— start —
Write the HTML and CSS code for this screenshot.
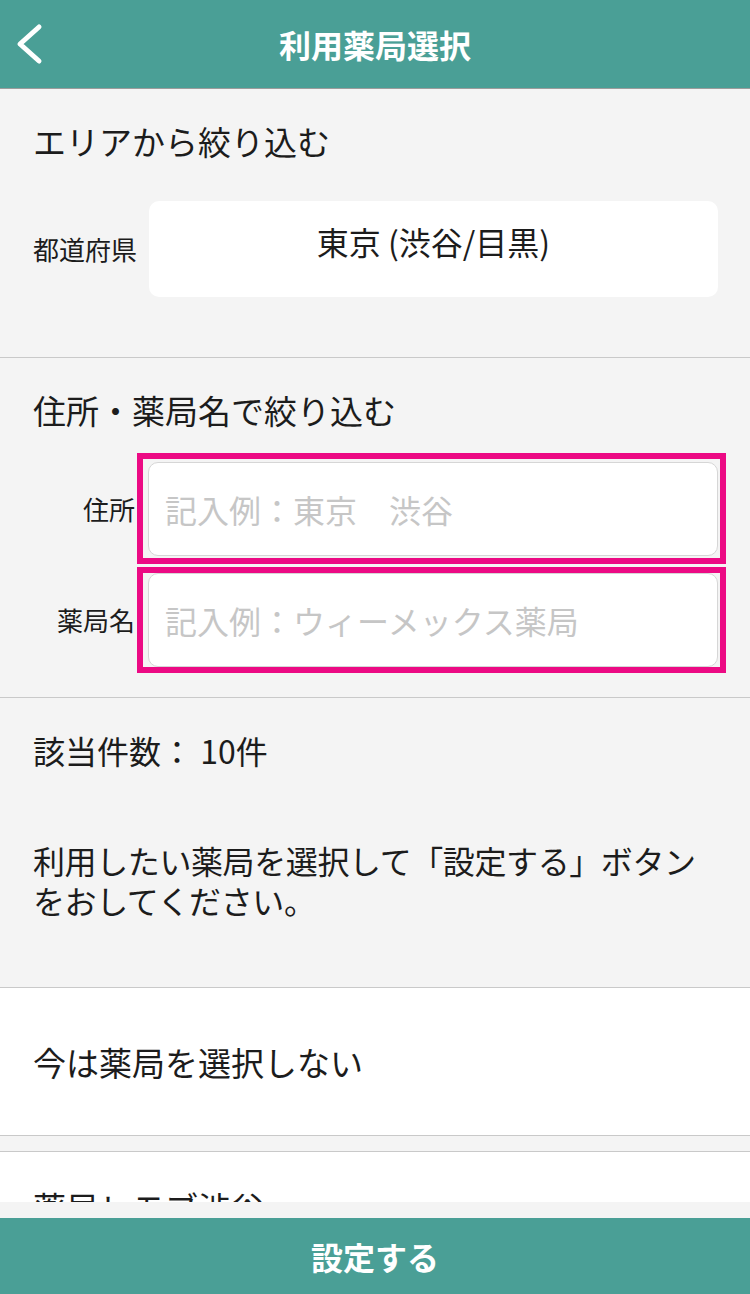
FILE: index.html
```html
<!DOCTYPE html>
<html lang="ja">
<head>
  <meta charset="UTF-8">
  <meta name="viewport" content="width=device-width, initial-scale=1.0">
  <title>利用薬局選択</title>
  <link rel="stylesheet" href="styles.css">
</head>
<body>
  <header class="nav">
    <a class="back" href="#" aria-label="戻る">
      <svg width="60" height="88" viewBox="0 0 60 88"><path d="M39 27 L20 44 L39 61" fill="none" stroke="#fff" stroke-width="5" stroke-linecap="round" stroke-linejoin="round"/></svg>
    </a>
    <h1>利用薬局選択</h1>
    <span></span>
  </header>

  <main class="content">
    <section class="block area">
      <h2>エリアから絞り込む</h2>
      <div class="field">
        <label>都道府県</label>
        <div class="select">東京 (渋谷/目黒)</div>
      </div>
    </section>

    <section class="block search">
      <h2>住所・薬局名で絞り込む</h2>
      <div class="field marked">
        <label>住所</label>
        <div class="hl"><input type="text" placeholder="記入例：東京　渋谷"></div>
      </div>
      <div class="field marked">
        <label>薬局名</label>
        <div class="hl tight"><input type="text" placeholder="記入例：ウィーメックス薬局"></div>
      </div>
    </section>

    <section class="block result">
      <p class="count">該当件数： 10件</p>
      <p class="note">利用したい薬局を選択して「設定する」ボタン<br>をおしてください。</p>
    </section>

    <ul class="shops">
      <li class="none">今は薬局を選択しない</li>
      <li class="shop">薬局レモブ渋谷</li>
    </ul>
  </main>

  <footer class="bottom">
    <button>設定する</button>
  </footer>
</body>
</html>
```

FILE: styles.css
```css
body {
  margin: 0;
  height: 1294px;
  display: flex;
  flex-direction: column;
  overflow: hidden;
  background: #f4f4f4;
  font-family: "Noto Sans CJK JP", sans-serif;
  color: #1c1c1c;
}
.nav {
  height: 88px;
  flex: none;
  display: grid;
  grid-template-columns: 1fr auto 1fr;
  align-items: center;
  background: #4a9f96;
  border-bottom: 1px solid #9c9c9c;
}
.back {
  display: block;
  width: 60px;
  height: 88px;
}
.back svg {
  display: block;
}
.nav h1 {
  margin: 0;
  font-size: 32px;
  font-weight: bold;
  color: #fff;
  line-height: 44px;
}
.content {
  flex: 1;
  overflow: hidden;
}
.block {
  padding: 30px 32px 0 33px;
  border-bottom: 1px solid #c9c9c9;
}
.block h2 {
  margin: 0;
  font-size: 33px;
  font-weight: normal;
  line-height: 44px;
}
.area {
  padding-bottom: 60px;
}
.area h2 {
  margin-bottom: 38px;
}
.field {
  display: flex;
  align-items: center;
}
.field label {
  width: 104px;
  flex: none;
  text-align: right;
  white-space: nowrap;
  font-size: 26px;
  line-height: 36px;
}
.select {
  flex: 1;
  height: 96px;
  box-sizing: border-box;
  margin-left: 12px;
  padding-top: 18px;
  background: #fff;
  border-radius: 10px;
  text-align: center;
  font-size: 32px;
  line-height: 44px;
}
.search {
  padding-bottom: 24px;
}
.search h2 {
  margin-bottom: 21px;
}
.marked {
  margin-right: -8px;
}
.marked label {
  padding-right: 2px;
  box-sizing: border-box;
}
.marked + .marked {
  margin-top: 3px;
}
.hl {
  flex: 1;
  padding: 3px 2px 2px 5px;
  border: 6px solid #ec0a84;
}
.hl.tight {
  padding-top: 0;
  padding-bottom: 0;
}
.hl input {
  display: block;
  width: 100%;
  height: 94px;
  box-sizing: border-box;
  padding: 0 16px;
  border: 1px solid #d6d6d6;
  border-radius: 10px;
  background: #fff;
  font-family: inherit;
  font-size: 32px;
  color: #1c1c1c;
  outline: none;
}
.hl input::placeholder {
  color: #c6c6c6;
}
.result {
  padding-bottom: 67px;
}
.result p {
  margin: 0;
  font-size: 32px;
}
.count {
  line-height: 44px;
}
.note {
  margin-top: 68px !important;
  line-height: 40px;
  letter-spacing: -0.4px;
  white-space: nowrap;
}
.shops {
  list-style: none;
  margin: 0;
  padding: 0;
}
.shops li {
  background: #fff;
  padding: 0 33px;
  font-size: 33px;
}
.none {
  height: 147px;
  display: flex;
  align-items: center;
  border-bottom: 1px solid #c9c9c9;
}
.shop {
  margin-top: 15px;
  border-top: 1px solid #c9c9c9;
  padding-top: 33px !important;
  padding-bottom: 40px !important;
  line-height: 44px;
}
.bottom {
  flex: none;
  padding-top: 16px;
  background: #f4f4f4;
}
.bottom button {
  display: block;
  width: 100%;
  height: 76px;
  border: none;
  background: #4a9f96;
  color: #fff;
  font-family: inherit;
  font-size: 32px;
  font-weight: bold;
}
```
— end —
● **WRITTEN PROBLEM**
Reproduce the whole listing word for word, setting aside any pictures.

● **WORKED SOLUTION**
Write the HTML and CSS code for this screenshot.
FILE: index.html
```html
<!DOCTYPE html>
<html lang="ja">
<head>
  <meta charset="UTF-8">
  <meta name="viewport" content="width=device-width, initial-scale=1.0">
  <title>利用薬局選択</title>
  <link rel="stylesheet" href="styles.css">
</head>
<body>
  <header class="nav">
    <a class="back" href="#" aria-label="戻る">
      <svg width="60" height="88" viewBox="0 0 60 88"><path d="M39 27 L20 44 L39 61" fill="none" stroke="#fff" stroke-width="5" stroke-linecap="round" stroke-linejoin="round"/></svg>
    </a>
    <h1>利用薬局選択</h1>
    <span></span>
  </header>

  <main class="content">
    <section class="block area">
      <h2>エリアから絞り込む</h2>
      <div class="field">
        <label>都道府県</label>
        <div class="select">東京 (渋谷/目黒)</div>
      </div>
    </section>

    <section class="block search">
      <h2>住所・薬局名で絞り込む</h2>
      <div class="field marked">
        <label>住所</label>
        <div class="hl"><input type="text" placeholder="記入例：東京　渋谷"></div>
      </div>
      <div class="field marked">
        <label>薬局名</label>
        <div class="hl tight"><input type="text" placeholder="記入例：ウィーメックス薬局"></div>
      </div>
    </section>

    <section class="block result">
      <p class="count">該当件数： 10件</p>
      <p class="note">利用したい薬局を選択して「設定する」ボタン<br>をおしてください。</p>
    </section>

    <ul class="shops">
      <li class="none">今は薬局を選択しない</li>
      <li class="shop">薬局レモブ渋谷</li>
    </ul>
  </main>

  <footer class="bottom">
    <button>設定する</button>
  </footer>
</body>
</html>
```

FILE: styles.css
```css
body {
  margin: 0;
  height: 1294px;
  display: flex;
  flex-direction: column;
  overflow: hidden;
  background: #f4f4f4;
  font-family: "Noto Sans CJK JP", sans-serif;
  color: #1c1c1c;
}
.nav {
  height: 88px;
  flex: none;
  display: grid;
  grid-template-columns: 1fr auto 1fr;
  align-items: center;
  background: #4a9f96;
  border-bottom: 1px solid #9c9c9c;
}
.back {
  display: block;
  width: 60px;
  height: 88px;
}
.back svg {
  display: block;
}
.nav h1 {
  margin: 0;
  font-size: 32px;
  font-weight: bold;
  color: #fff;
  line-height: 44px;
}
.content {
  flex: 1;
  overflow: hidden;
}
.block {
  padding: 30px 32px 0 33px;
  border-bottom: 1px solid #c9c9c9;
}
.block h2 {
  margin: 0;
  font-size: 33px;
  font-weight: normal;
  line-height: 44px;
}
.area {
  padding-bottom: 60px;
}
.area h2 {
  margin-bottom: 38px;
}
.field {
  display: flex;
  align-items: center;
}
.field label {
  width: 104px;
  flex: none;
  text-align: right;
  white-space: nowrap;
  font-size: 26px;
  line-height: 36px;
}
.select {
  flex: 1;
  height: 96px;
  box-sizing: border-box;
  margin-left: 12px;
  padding-top: 18px;
  background: #fff;
  border-radius: 10px;
  text-align: center;
  font-size: 32px;
  line-height: 44px;
}
.search {
  padding-bottom: 24px;
}
.search h2 {
  margin-bottom: 21px;
}
.marked {
  margin-right: -8px;
}
.marked label {
  padding-right: 2px;
  box-sizing: border-box;
}
.marked + .marked {
  margin-top: 3px;
}
.hl {
  flex: 1;
  padding: 3px 2px 2px 5px;
  border: 6px solid #ec0a84;
}
.hl.tight {
  padding-top: 0;
  padding-bottom: 0;
}
.hl input {
  display: block;
  width: 100%;
  height: 94px;
  box-sizing: border-box;
  padding: 0 16px;
  border: 1px solid #d6d6d6;
  border-radius: 10px;
  background: #fff;
  font-family: inherit;
  font-size: 32px;
  color: #1c1c1c;
  outline: none;
}
.hl input::placeholder {
  color: #c6c6c6;
}
.result {
  padding-bottom: 67px;
}
.result p {
  margin: 0;
  font-size: 32px;
}
.count {
  line-height: 44px;
}
.note {
  margin-top: 68px !important;
  line-height: 40px;
  letter-spacing: -0.4px;
  white-space: nowrap;
}
.shops {
  list-style: none;
  margin: 0;
  padding: 0;
}
.shops li {
  background: #fff;
  padding: 0 33px;
  font-size: 33px;
}
.none {
  height: 147px;
  display: flex;
  align-items: center;
  border-bottom: 1px solid #c9c9c9;
}
.shop {
  margin-top: 15px;
  border-top: 1px solid #c9c9c9;
  padding-top: 33px !important;
  padding-bottom: 40px !important;
  line-height: 44px;
}
.bottom {
  flex: none;
  padding-top: 16px;
  background: #f4f4f4;
}
.bottom button {
  display: block;
  width: 100%;
  height: 76px;
  border: none;
  background: #4a9f96;
  color: #fff;
  font-family: inherit;
  font-size: 32px;
  font-weight: bold;
}
```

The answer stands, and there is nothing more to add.